On the day the world ends
Women walk through the fields under their umbrellas,
A drunkard grows sleepy at the edge of a lawn,
Vegetable peddlers shout in the street
And a yellow-sailed boat comes nearer the island,
The voice of a violin lasts in the air
And leads into a starry night.
And those who expected lightning and thunder
Are disappointed.
And those who expected signs and archangels’ trumps
Do not believe it is happening now.
As long as the sun and the moon are above,
As long as the bumblebee visits a rose,
As long as rosy infants are born
No one believes it is happening now.
Only a white-haired old man, who would be a prophet
Yet is not a prophet, for he’s much too busy,
Repeats while he binds his tomatoes:
There will be no other end of the world,
There will be no other end of the world.

“There will be no other end of the world.” I should add that there are two words at the end of the poem, a place and a date. Czeslaw wrote that poem in Warsaw in 1944. Can we think of a better place to put the end of the world? Perhaps Hiroshima 1945? Or Berlin 1945? Or even perhaps downtown New York in September 2001?

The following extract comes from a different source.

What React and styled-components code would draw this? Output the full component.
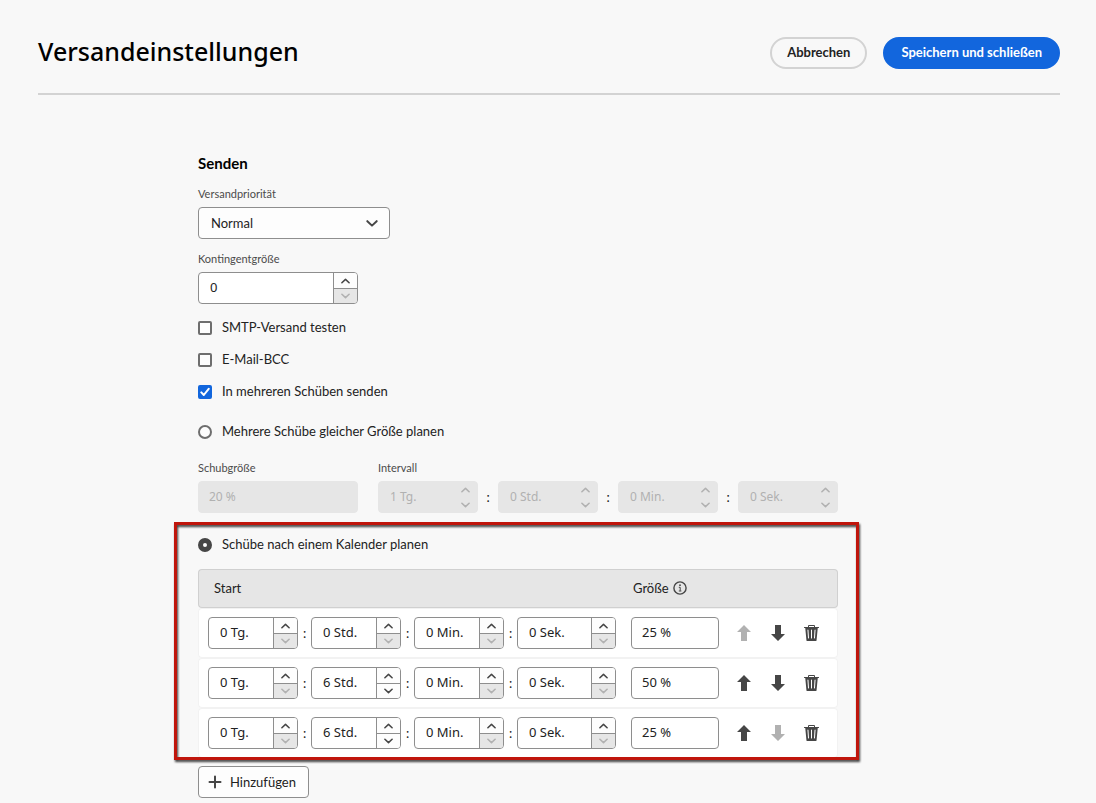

When Czeslaw Milosz wrote his poem in Warsaw, in 1944, there were those, as now, who saw the end of the world and those who did not. And now, as then, truth does matter. Integrity—much rarer than talent or brilliance—does matter. In that beautiful poem, written by a man—a poet, an artist—trying to survive at the end of the world, the white-haired old man binding his tomatoes is like yourselves. He may not have been a prophet but he could see. Members of the Class of September 11, whatever you decide “to do with that”—whether you are writers or professors or journalists, or nurses or lawyers or executives—I hope you will think of that man and his tomatoes, and keep your faith with him. I hope you will remember that man, and your own questioning spirit. Will you keep your place beside him?